By Agnostic, Justin at Dec 31, 2007 16:15 PM

A few things.  First there has always been a libertarian left, the various iterations of anarchist movments being the most obvious examples.  Second, I think alot of what you are describing can be broken up into two categories: an opposition to the totalizing effect of capitalism; and the lack of a prescriptive consistency on the left.

In regards to opposing the totalizing effect of capitalism I think you are right that the left here often has strange allies in right - libertarian and provincial forces.  But that is the nature of politics, one often finds discomfort in alliances because by definition alliances describe a overlapping of interest between two groups that do not share all interests. And it is worth pointing out that the one could oppose the totalizing effect of monopolistic market forces and state centralizing forces at once and be completely consistent.  The point is that when large institutions seek to reorganize the lives of people without the input of the people who\'s lives will be reorganized that choice, on the individual and small community level is lost.  You put this concern for difference and choice in opposition to the material well being of working people, and that is probably accurate in some contexts but I am not convinced it is most of the time let alone always.  I am concerned with any coercive nondemocratic power, whether it be deemed private or public.  I would point to your own example of building dams as an example.  Dams are sold on the idea that they will bring greater prosperity to an area as a whole, and that this is worth doing even if this requires short term pain for those who currently use the water as it is, or say live in an area that the dam will flood.  But, those promises of greater prosperity for the average person have often not materialized (instead there has been centralized and unequal resource distribution), and have often had disastrous effects on independent farmers, the environment, and indigenous peoples.  I would point out that it is the rich who live in pristine untouched natural landscapes and the poor that live in the polluted places or those places prone to man made ecological disaster (e.g. the poor African American population that lived the bellow the sea level in New Orleans and suffered most dearly when the levies broke).
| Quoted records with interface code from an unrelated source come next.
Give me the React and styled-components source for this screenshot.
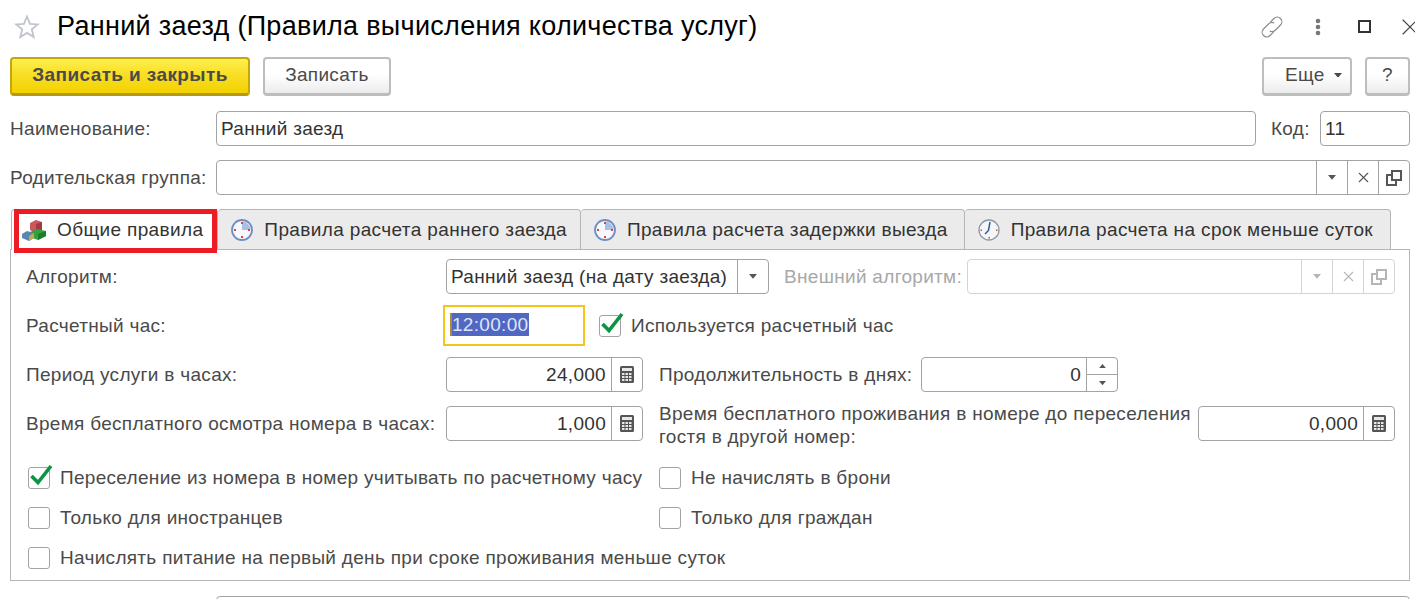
import React from "react";
import styled, { createGlobalStyle } from "styled-components";
import { X } from "lucide-react";

const GlobalStyle = createGlobalStyle`
  html, body {
    margin: 0;
    height: 599px;
    overflow: hidden;
    background: #fff;
  }
  * { box-sizing: border-box; }
`;

const Page = styled.div`
  width: 1415px;
  height: 599px;
  overflow: hidden;
  padding: 0 5px 0 10px;
  font-family: "Liberation Sans", Arial, sans-serif;
  font-size: 19px;
  letter-spacing: 0.3px;
  color: #4a4a4a;
`;

/* header */
const TitleBar = styled.div`
  height: 53px;
  display: flex;
  align-items: center;
  margin-right: -5px;
`;
const Title = styled.h1`
  margin: 0 0 0 17px;
  font-size: 27px;
  font-weight: 400;
  color: #000;
  flex: 1;
`;
const WindowTools = styled.div`
  display: flex;
  align-items: center;
  margin-right: -18px;
  color: #666;
`;
const WindowTool = styled.span`
  display: flex;
  justify-content: center;
  align-items: center;
  width: 46px;
`;

const Toolbar = styled.div`
  margin-top: 4px;
  height: 39px;
  display: flex;
  gap: 13px;
`;
const Spacer = styled.div`
  flex: 1;
`;
const Button = styled.button`
  width: ${(p) => p.$w}px;
  height: 39px;
  padding: 0 0 2px;
  font: inherit;
  letter-spacing: inherit;
  color: #4a4a4a;
  border: 2px solid #bdbdbd;
  border-bottom-width: 3px;
  border-radius: 4px;
  background: linear-gradient(#fff 45%, #ececec);
`;
const PrimaryButton = styled(Button)`
  font-weight: 700;
  letter-spacing: 0.4px;
  border-color: #c4a70a;
  border-bottom-color: #b59a0c;
  background: linear-gradient(#fff04d, #f8de26 45%, #f3d200);
`;
const MoreButton = styled(Button)`
  padding-left: 21px;
  display: flex;
  align-items: center;
  gap: 9px;
`;

/* form fields */
const FormRow = styled.div`
  margin-top: ${(p) => p.$top}px;
  height: 35px;
  display: flex;
  align-items: center;
`;
const Label = styled.span`
  flex: ${(p) => (p.$w ? `0 0 ${p.$w}px` : "none")};
  padding-left: ${(p) => p.$left || 0}px;
  white-space: nowrap;
  line-height: 23px;
  color: ${(p) => (p.$disabled ? "#a8a8a8" : "#4a4a4a")};
`;
const TwoLines = styled.div`
  flex: 0 0 555px;
  padding: 2px 0 0 16px;
  line-height: 23px;
  white-space: nowrap;
`;
const Field = styled.div`
  flex: ${(p) => (p.$w ? `0 0 ${p.$w}px` : "1")};
  height: 35px;
  display: flex;
  border: 1px solid ${(p) => (p.$disabled ? "#d4d4d4" : "#a3a3a3")};
  border-radius: 4px;
  background: #fff;
  overflow: hidden;
`;
const FieldValue = styled.div`
  flex: 1;
  min-width: 0;
  padding: 0 5px 0 4px;
  line-height: 33px;
  color: #333;
  text-align: ${(p) => (p.$right ? "right" : "left")};
  white-space: nowrap;
`;
const FieldCell = styled.div`
  flex: 0 0 31px;
  display: flex;
  justify-content: center;
  align-items: center;
  border-left: 1px solid ${(p) => (p.$disabled ? "#d4d4d4" : "#a3a3a3")};
  color: ${(p) => (p.$disabled ? "#b5b5b5" : "#555")};
`;
const SpinCell = styled(FieldCell)`
  flex-direction: column;
`;
const SpinPart = styled.div`
  flex: 1;
  width: 100%;
  display: flex;
  justify-content: center;
  align-items: center;
  & + & {
    border-top: 1px solid #a3a3a3;
  }
`;
const FocusField = styled.div`
  flex: 0 0 142px;
  height: 41px;
  margin-left: -3px;
  padding: 6px 5px;
  border: 2px solid #f5c518;
`;
const Selected = styled.span`
  display: inline-block;
  height: 23px;
  padding-right: 1px;
  line-height: 23px;
  color: #dfe4f5;
  background: #5068c4;
  border-left: 2px solid #b08a30;
`;

/* tabs */
const TabStrip = styled.div`
  margin-top: 14px;
  padding-left: 1px;
  height: 41px;
  display: flex;
  position: relative;
  z-index: 1;
`;
const Tab = styled.div`
  position: relative;
  height: ${(p) => (p.$active ? 41 : 40)}px;
  padding: 0 ${(p) => p.$pr}px 0 ${(p) => (p.$active ? 10 : 13)}px;
  display: flex;
  align-items: center;
  gap: 11px;
  letter-spacing: 0.37px;
  color: #333;
  background: ${(p) => (p.$active ? "#fff" : "#ebebeb")};
  border: 1px solid #b5b5b5;
  border-bottom: 0;
  border-left-width: ${(p) => (p.$first ? 1 : 0)}px;
  border-radius: 4px 4px 0 0;
  white-space: nowrap;
`;
const Highlight = styled.div`
  position: absolute;
  left: 2px;
  right: 0;
  top: -1px;
  bottom: -3px;
  border: 5px solid #ed1c24;
  pointer-events: none;
`;
const TabIcon = styled.svg`
  flex: 0 0 ${(p) => p.$size || 22}px;
  width: ${(p) => p.$size || 22}px;
  height: 22px;
`;
const Panel = styled.div`
  margin-top: -1px;
  padding: 9px 14px 5px 15px;
  border: 1px solid #b5b5b5;
`;
const PanelRow = styled.div`
  margin-top: ${(p) => p.$top}px;
  height: 35px;
  display: flex;
  align-items: center;
`;
const CheckRow = styled.div`
  margin-top: ${(p) => p.$top}px;
  height: 34px;
  display: grid;
  grid-template-columns: 633px 1fr;
`;
const Check = styled.label`
  display: flex;
  align-items: center;
  gap: 10px;
  margin-left: ${(p) => p.$left ?? 2}px;
  white-space: nowrap;
`;
const Box = styled.span`
  position: relative;
  flex: 0 0 22px;
  height: 22px;
  border: 1px solid #a3a3a3;
  border-radius: 3px;
  background: #fff;
`;
const Tick = styled.svg`
  position: absolute;
  left: 1px;
  top: -7px;
  width: 23px;
  height: 26px;
`;

const Star = () => (
  <svg width="26" height="25" viewBox="0 0 26 25" style={{ marginLeft: 4 }}>
    <path
      d="M13 2.500l3 7.300 7.800.6-6 5 1.900 7.600L13 18.900l-6.700 4.100 1.900-7.600-6-5 7.800-.6z"
      fill="#fff"
      stroke="#bfc5cc"
      strokeWidth="1.800"
    />
  </svg>
);

const LinkIcon = () => (
  <svg width="24" height="24" viewBox="0 0 26 26" fill="none" stroke="#8c8c8c" strokeWidth="1.300">
    <g transform="rotate(-45 13 13)">
      <path d="M10.500 18H5a5 5 0 0 1 0-10h8a5 5 0 0 1 4.800 3.500" />
      <path d="M15.500 8H21a5 5 0 0 1 0 10h-8a5 5 0 0 1-4.800-3.500" />
    </g>
  </svg>
);

const Dots = () => (
  <svg width="6" height="18" viewBox="0 0 6 18" fill="#777">
    <circle cx="3" cy="3" r="2.300" />
    <circle cx="3" cy="9" r="2.300" />
    <circle cx="3" cy="15" r="2.300" />
  </svg>
);

const Arrow = ({ up, size = 8 }) => (
  <svg width={size} height={size * 0.6} viewBox="0 0 10 6" fill="currentColor">
    <path d={up ? "M5 0l5 6H0z" : "M0 0h10L5 6z"} />
  </svg>
);

const OpenIcon = () => (
  <svg width="16" height="16" viewBox="0 0 16 16" fill="none" stroke="currentColor" strokeWidth="2">
    <rect x="6" y="1" width="9" height="9" />
    <path d="M6 5H1v10h9v-5" />
  </svg>
);

const Calc = () => (
  <svg width="14" height="17" viewBox="0 0 14 17">
    <rect x="0" y="0" width="14" height="17" rx="1.500" fill="#555" />
    <rect x="2" y="2" width="10" height="3" fill="#e8e8e8" />
    <g fill="#e8e8e8">
      {[7, 10, 13].map((y) =>
        [2, 5.500, 9].map((x) => <rect key={`${x}-${y}`} x={x} y={y} width="2.500" height="2" />)
      )}
    </g>
  </svg>
);

const Cubes = () => (
  <TabIcon $size={24} viewBox="0 0 24 22">
    <path d="M8 4l6-3 6 2v8l-6 3-6-3z" fill="#c9575c" />
    <path d="M14 5l6-2v8l-6 3z" fill="#a33a40" />
    <path d="M8 13l7-3 9 2v5l-8 4-8-3z" fill="#2fa33f" />
    <path d="M16 15l8-3v5l-8 4z" fill="#1d7d2c" />
    <path d="M0 15l5-3 7 2v5l-5 3-7-3z" fill="#5a86b0" />
    <path d="M7 17l5-3v5l-5 3z" fill="#c9a94a" />
  </TabIcon>
);

const PieClock = () => (
  <TabIcon viewBox="0 0 22 22">
    <circle cx="11" cy="11" r="10" fill="#f6f8fc" stroke="#6f8fc4" strokeWidth="1.800" />
    <path d="M11 11V2.500A8.500 8.500 0 0 1 19.500 11z" fill="#a9bfe3" />
    <g fill="#e8402c">
      <rect x="10" y="3" width="2" height="2" />
      <rect x="10" y="17" width="2" height="2" />
      <rect x="3" y="10" width="2" height="2" />
      <rect x="17" y="10" width="2" height="2" />
    </g>
  </TabIcon>
);

const WallClock = () => (
  <TabIcon viewBox="0 0 22 22">
    <circle cx="11" cy="11" r="10" fill="#f4f6f8" stroke="#8b99a8" strokeWidth="1.300" />
    <path d="M12 3l-1.500 8.500L7 15" fill="none" stroke="#2d5d9c" strokeWidth="1.500" />
    <g fill="#e8402c">
      <rect x="10.500" y="18" width="1.500" height="1.500" />
      <rect x="2.500" y="10.500" width="1.500" height="1.500" />
      <rect x="18" y="10.500" width="1.500" height="1.500" />
    </g>
  </TabIcon>
);

const CheckBox = ({ checked, left, children }) => (
  <Check $left={left}>
    <Box>
      {checked && (
        <Tick viewBox="0 0 23 26">
          <path d="M1.500 15L8 21.500 21 5" fill="none" stroke="#0b9444" strokeWidth="3.600" />
        </Tick>
      )}
    </Box>
    {children}
  </Check>
);

const PickerCells = ({ disabled }) => (
  <>
    <FieldCell $disabled={disabled}><Arrow /></FieldCell>
    <FieldCell $disabled={disabled}><X size={17} strokeWidth={1.500} /></FieldCell>
    <FieldCell $disabled={disabled}><OpenIcon /></FieldCell>
  </>
);

const tabs = [
  { icon: <PieClock />, text: "Правила расчета раннего заезда", pr: 13 },
  { icon: <PieClock />, text: "Правила расчета задержки выезда", pr: 16 },
  { icon: <WallClock />, text: "Правила расчета на срок меньше суток", pr: 17 },
];

export default function App() {
  return (
    <Page>
      <GlobalStyle />
      <TitleBar>
        <Star />
        <Title>Ранний заезд (Правила вычисления количества услуг)</Title>
        <WindowTools>
          <WindowTool><LinkIcon /></WindowTool>
          <WindowTool><Dots /></WindowTool>
          <WindowTool>
            <svg width="13" height="13" viewBox="0 0 13 13" fill="none" stroke="#333" strokeWidth="2">
              <rect x="1" y="1" width="11" height="11" />
            </svg>
          </WindowTool>
          <WindowTool><X size={28} strokeWidth={1} color="#444" /></WindowTool>
        </WindowTools>
      </TitleBar>

      <Toolbar>
        <PrimaryButton $w={240}>Записать и закрыть</PrimaryButton>
        <Button $w={128}>Записать</Button>
        <Spacer />
        <MoreButton $w={90}>
          Еще <Arrow />
        </MoreButton>
        <Button $w={45}>?</Button>
      </Toolbar>

      <FormRow $top={15}>
        <Label $w={206}>Наименование:</Label>
        <Field>
          <FieldValue>Ранний заезд</FieldValue>
        </Field>
        <Label $left={15} $w={64}>Код:</Label>
        <Field $w={90}>
          <FieldValue>11</FieldValue>
        </Field>
      </FormRow>

      <FormRow $top={14}>
        <Label $w={206}>Родительская группа:</Label>
        <Field>
          <FieldValue />
          <PickerCells />
        </Field>
      </FormRow>

      <TabStrip>
        <Tab $active $first $pr={14}>
          <Cubes />
          Общие правила
          <Highlight />
        </Tab>
        {tabs.map((t) => (
          <Tab key={t.text} $pr={t.pr}>
            {t.icon}
            {t.text}
          </Tab>
        ))}
      </TabStrip>

      <Panel>
        <PanelRow $top={0}>
          <Label $w={420}>Алгоритм:</Label>
          <Field $w={323}>
            <FieldValue>Ранний заезд (на дату заезда)</FieldValue>
            <FieldCell><Arrow /></FieldCell>
          </Field>
          <Label $disabled $left={15} $w={198}>Внешний алгоритм:</Label>
          <Field $disabled>
            <FieldValue />
            <PickerCells disabled />
          </Field>
        </PanelRow>

        <PanelRow $top={14}>
          <Label $w={420}>Расчетный час:</Label>
          <FocusField>
            <Selected>12:00:00</Selected>
          </FocusField>
          <CheckBox checked left={14}>Используется расчетный час</CheckBox>
        </PanelRow>

        <PanelRow $top={14}>
          <Label $w={420}>Период услуги в часах:</Label>
          <Field $w={197}>
            <FieldValue $right>24,000</FieldValue>
            <FieldCell><Calc /></FieldCell>
          </Field>
          <Label $left={16} $w={278}>Продолжительность в днях:</Label>
          <Field $w={197}>
            <FieldValue $right>0</FieldValue>
            <SpinCell>
              <SpinPart><Arrow up size={7} /></SpinPart>
              <SpinPart><Arrow size={7} /></SpinPart>
            </SpinCell>
          </Field>
        </PanelRow>

        <PanelRow $top={14}>
          <Label $w={420}>Время бесплатного осмотра номера в часах:</Label>
          <Field $w={197}>
            <FieldValue $right>1,000</FieldValue>
            <FieldCell><Calc /></FieldCell>
          </Field>
          <TwoLines>
            Время бесплатного проживания в номере до переселения
            <br />
            гостя в другой номер:
          </TwoLines>
          <Field $w={197}>
            <FieldValue $right>0,000</FieldValue>
            <FieldCell><Calc /></FieldCell>
          </Field>
        </PanelRow>

        <CheckRow $top={20}>
          <CheckBox checked>Переселение из номера в номер учитывать по расчетному часу</CheckBox>
          <CheckBox left={0}>Не начислять в брони</CheckBox>
        </CheckRow>
        <CheckRow $top={6}>
          <CheckBox>Только для иностранцев</CheckBox>
          <CheckBox left={0}>Только для граждан</CheckBox>
        </CheckRow>
        <CheckRow $top={6}>
          <CheckBox>Начислять питание на первый день при сроке проживания меньше суток</CheckBox>
        </CheckRow>
      </Panel>

      <FormRow $top={15}>
        <Label $w={206} />
        <Field />
      </FormRow>
    </Page>
  );
}
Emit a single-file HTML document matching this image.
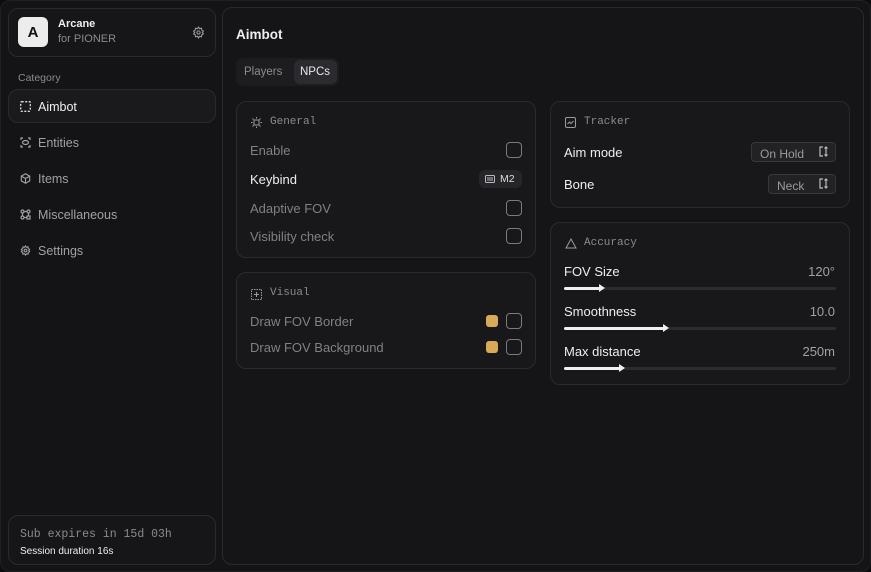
<!DOCTYPE html>
<html><head><style>
*{box-sizing:border-box;margin:0;padding:0}
body{width:871px;height:572px;background:#0c0c0e;font-family:"Liberation Sans",sans-serif;position:relative;overflow:hidden;color:#e8e8ea}
.abs{position:absolute}
.frame{left:0;top:0;width:871px;height:572px;background:#141416;border-radius:10px;border:1px solid #202023}
.card{position:absolute;border:1px solid #2a2a2e;border-radius:10px;background:#18181b}
.mono{font-family:"Liberation Mono",monospace}
.t{position:absolute;font-size:13px;white-space:nowrap}
.cb{position:absolute;width:16px;height:16px;border:1px solid #7a7a80;border-radius:4px}
.sw{position:absolute;width:12px;height:12px;background:#d9aa55;border-radius:3px}
.track{position:absolute;height:3px;background:#2c2c30;border-radius:2px;left:13px;width:272px}
.fill{position:absolute;left:0;top:0;height:3px;background:#f0f0f0;border-radius:2px}
.knob{position:absolute;top:-3px;width:0;height:0;border-top:4px solid transparent;border-bottom:4px solid transparent;border-left:6px solid #f0f0f0}
.sel{position:absolute;height:20px;border:1px solid #38383c;border-radius:4px;background:#222225;font-size:12px;color:#9a9aa0;padding:4px 0 0 8px}
.nav{position:absolute;left:20px;font-size:12.5px;color:#a0a0a6}
</style></head><body>
<div class="abs frame"></div>
<div class="card" style="left:8px;top:8px;width:208px;height:49px;background:#161618"></div>
<div class="abs" style="left:18px;top:17px;width:30px;height:30px;background:#ececec;border-radius:6px;color:#111;font-weight:bold;font-size:15px;text-align:center;line-height:31px">A</div>
<div class="t" style="left:58px;top:18px;font-size:11px;font-weight:bold;color:#eee">Arcane</div>
<div class="t" style="left:58px;top:33px;font-size:11px;color:#8a8a90">for PIONER</div>
<svg class="abs" style="left:192px;top:26px" width="13" height="13" viewBox="0 0 24 24" fill="none" stroke="#9a9aa0" stroke-width="2"><circle cx="12" cy="12" r="3"/><path d="M12 2l2 3 3.5-1 .5 3.5 3 2-2 2.5 2 2.5-3 2-.5 3.5-3.5-1-2 3-2-3-3.5 1-.5-3.5-3-2 2-2.5-2-2.5 3-2 .5-3.5 3.5 1z"/></svg>
<div class="t" style="left:18px;top:72px;font-size:10.5px;color:#8a8a90">Category</div>
<div class="card" style="left:8px;top:89px;width:208px;height:34px;background:#1a1a1d"></div>
<svg class="abs" style="left:20px;top:101px" width="11" height="11" viewBox="0 0 11 11" fill="none" stroke="#ddd" stroke-width="1.3" stroke-dasharray="2 1.5"><rect x=".7" y=".7" width="9.6" height="9.6" rx="1"/></svg>
<div class="nav" style="left:38px;top:100px;color:#f0f0f0">Aimbot</div>
<svg class="abs" style="left:20px;top:137px" width="11" height="11" viewBox="0 0 11 11" fill="none" stroke="#a0a0a6" stroke-width="1.2"><path d="M1 3V1h2M8 1h2v2M10 8v2H8M3 10H1V8"/><ellipse cx="5.5" cy="5.5" rx="3" ry="2"/></svg>
<div class="nav" style="left:38px;top:136px">Entities</div>
<svg class="abs" style="left:20px;top:173px" width="11" height="11" viewBox="0 0 12 12" fill="none" stroke="#a0a0a6" stroke-width="1.2"><path d="M6 .8l4.6 2.6v5.2L6 11.2 1.4 8.6V3.4z M1.4 3.4L6 6l4.6-2.6M6 6v5.2"/></svg>
<div class="nav" style="left:38px;top:172px">Items</div>
<svg class="abs" style="left:20px;top:209px" width="11" height="11" viewBox="0 0 11 11" fill="none" stroke="#a0a0a6" stroke-width="1.2"><circle cx="2.5" cy="2.5" r="1.5"/><circle cx="8.5" cy="2.5" r="1.5"/><circle cx="2.5" cy="8.5" r="1.5"/><rect x="7" y="7" width="3" height="3"/><path d="M4 2.5h3M2.5 4v3M4 8.5h3M8.5 4v3"/></svg>
<div class="nav" style="left:38px;top:208px">Miscellaneous</div>
<svg class="abs" style="left:20px;top:245px" width="11" height="11" viewBox="0 0 24 24" fill="none" stroke="#a0a0a6" stroke-width="2.4"><circle cx="12" cy="12" r="3"/><path d="M12 2l2 3 3.5-1 .5 3.5 3 2-2 2.5 2 2.5-3 2-.5 3.5-3.5-1-2 3-2-3-3.5 1-.5-3.5-3-2 2-2.5-2-2.5 3-2 .5-3.5 3.5 1z"/></svg>
<div class="nav" style="left:38px;top:244px">Settings</div>
<div class="card" style="left:8px;top:515px;width:208px;height:50px;background:#161618"></div>
<div class="t mono" style="left:20px;top:528px;font-size:11.5px;color:#8a8a90">Sub expires in 15d 03h</div>
<div class="t" style="left:20px;top:546px;font-size:10px;color:#eee">Session duration 16s</div>
<div class="card" style="left:222px;top:7px;width:642px;height:558px;background:#151517"></div>
<div class="t" style="left:236px;top:27px;font-size:13.5px;font-weight:bold;color:#eee">Aimbot</div>
<div class="abs" style="left:236px;top:58px;width:103px;height:28px;background:#1d1d20;border-radius:7px"></div>
<div class="t" style="left:244px;top:66px;font-size:11.5px;color:#8a8a90">Players</div>
<div class="abs" style="left:294px;top:60px;width:43px;height:24px;background:#2b2b2f;border-radius:6px"></div>
<div class="t" style="left:300px;top:66px;font-size:11.5px;color:#e8e8ea">NPCs</div>

<div class="card" style="left:236px;top:101px;width:300px;height:157px"></div>
<svg class="abs" style="left:251px;top:117px" width="11" height="11" viewBox="0 0 11 11" fill="none" stroke="#9a9aa0" stroke-width="1"><rect x="3" y="3" width="5" height="5"/><path d="M5.5 0v1.5M5.5 9.5V11M0 5.5h1.5M9.5 5.5H11M1.5 1.5l1 1M8.5 8.5l1 1M9.5 1.5l-1 1M1.5 9.5l1-1"/></svg>
<div class="t mono" style="left:270px;top:116px;font-size:11px;color:#8a8a90">General</div>
<div class="t" style="left:250px;top:143px;color:#808086">Enable</div>
<div class="cb" style="left:506px;top:142px"></div>
<div class="t" style="left:250px;top:172px;color:#eee">Keybind</div>
<div class="abs" style="left:479px;top:170px;width:43px;height:18px;background:#26262a;border-radius:6px"></div>
<svg class="abs" style="left:485px;top:175px" width="10" height="8" viewBox="0 0 10 8" fill="none" stroke="#bbb" stroke-width="1"><rect x=".5" y=".5" width="9" height="7" rx="1"/><path d="M2 3h6M2 5h6"/></svg>
<div class="t" style="left:500px;top:173px;font-size:10.5px;color:#ddd">M2</div>
<div class="t" style="left:250px;top:201px;color:#808086">Adaptive FOV</div>
<div class="cb" style="left:506px;top:200px"></div>
<div class="t" style="left:250px;top:229px;color:#808086">Visibility check</div>
<div class="cb" style="left:506px;top:228px"></div>

<div class="card" style="left:236px;top:272px;width:300px;height:97px"></div>
<svg class="abs" style="left:251px;top:289px" width="11" height="11" viewBox="0 0 11 11" fill="none" stroke="#9a9aa0" stroke-width="1" stroke-dasharray="1.5 1"><rect x=".5" y=".5" width="10" height="10"/><path d="M5.5 3v5M3 5.5h5" stroke-dasharray="none"/></svg>
<div class="t mono" style="left:270px;top:287px;font-size:11px;color:#8a8a90">Visual</div>
<div class="t" style="left:250px;top:314px;color:#808086">Draw FOV Border</div>
<div class="sw" style="left:486px;top:315px"></div><div class="cb" style="left:506px;top:313px"></div>
<div class="t" style="left:250px;top:340px;color:#808086">Draw FOV Background</div>
<div class="sw" style="left:486px;top:341px"></div><div class="cb" style="left:506px;top:339px"></div>

<div class="card" style="left:550px;top:101px;width:300px;height:107px"></div>
<svg class="abs" style="left:565px;top:117px" width="11" height="11" viewBox="0 0 11 11" fill="none" stroke="#9a9aa0" stroke-width="1"><rect x=".5" y=".5" width="10" height="10" rx="1.5"/><path d="M2.5 7l2-2 1.5 1.5 2.5-2.5"/></svg>
<div class="t mono" style="left:584px;top:116px;font-size:11px;color:#8a8a90">Tracker</div>
<div class="t" style="left:564px;top:145px;color:#eee">Aim mode</div>
<div class="sel" style="left:751px;top:142px;width:85px">On Hold</div>
<div class="t" style="left:564px;top:177px;color:#eee">Bone</div>
<div class="sel" style="left:768px;top:174px;width:68px">Neck</div>
<svg class="abs" style="left:819px;top:146px" width="10" height="11" viewBox="0 0 10 11" fill="none" stroke="#bbb" stroke-width="1.2"><path d="M4 1H1v9h3M7 1v9M5.5 2.5L7 1l1.5 1.5M5.5 8.5L7 10l1.5-1.5"/></svg>
<svg class="abs" style="left:819px;top:178px" width="10" height="11" viewBox="0 0 10 11" fill="none" stroke="#bbb" stroke-width="1.2"><path d="M4 1H1v9h3M7 1v9M5.5 2.5L7 1l1.5 1.5M5.5 8.5L7 10l1.5-1.5"/></svg>

<div class="card" style="left:550px;top:222px;width:300px;height:163px"></div>
<svg class="abs" style="left:565px;top:238px" width="12" height="11" viewBox="0 0 12 11" fill="none" stroke="#9a9aa0" stroke-width="1"><path d="M6 1L1 10h10z"/></svg>
<div class="t mono" style="left:584px;top:237px;font-size:11px;color:#8a8a90">Accuracy</div>
<div class="t" style="left:564px;top:264px;color:#eee">FOV Size</div>
<div class="t" style="right:36px;top:264px;color:#a0a0a6">120°</div>
<div class="track" style="left:564px;top:287px"><div class="fill" style="width:36px"></div><div class="knob" style="left:35px"></div></div>
<div class="t" style="left:564px;top:304px;color:#eee">Smoothness</div>
<div class="t" style="right:36px;top:304px;color:#a0a0a6">10.0</div>
<div class="track" style="left:564px;top:327px"><div class="fill" style="width:100px"></div><div class="knob" style="left:99px"></div></div>
<div class="t" style="left:564px;top:344px;color:#eee">Max distance</div>
<div class="t" style="right:36px;top:344px;color:#a0a0a6">250m</div>
<div class="track" style="left:564px;top:367px"><div class="fill" style="width:56px"></div><div class="knob" style="left:55px"></div></div>
</body></html>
As to the lack of prescriptive consistency on the left.  I feel your pain, but I do not think the answer is to recreate the positions of the old left without taking serious consideration of the history of the failures of the statist left, and other oppressive forces that the old left often ignored such patriarchy and racism. I think it is natural and that the left is to some degree uncentered in terms of what it proposes for a positive program after the failure of so many Marxist experiments.  I do not think that this is a state we must feel resigned to remain in, but the way out has to be serious analysis of the lefts past successes and failings.  But I do agree that we could do with some serious study of the basic economic mechanics of capitalism, and what we propose as an alternative.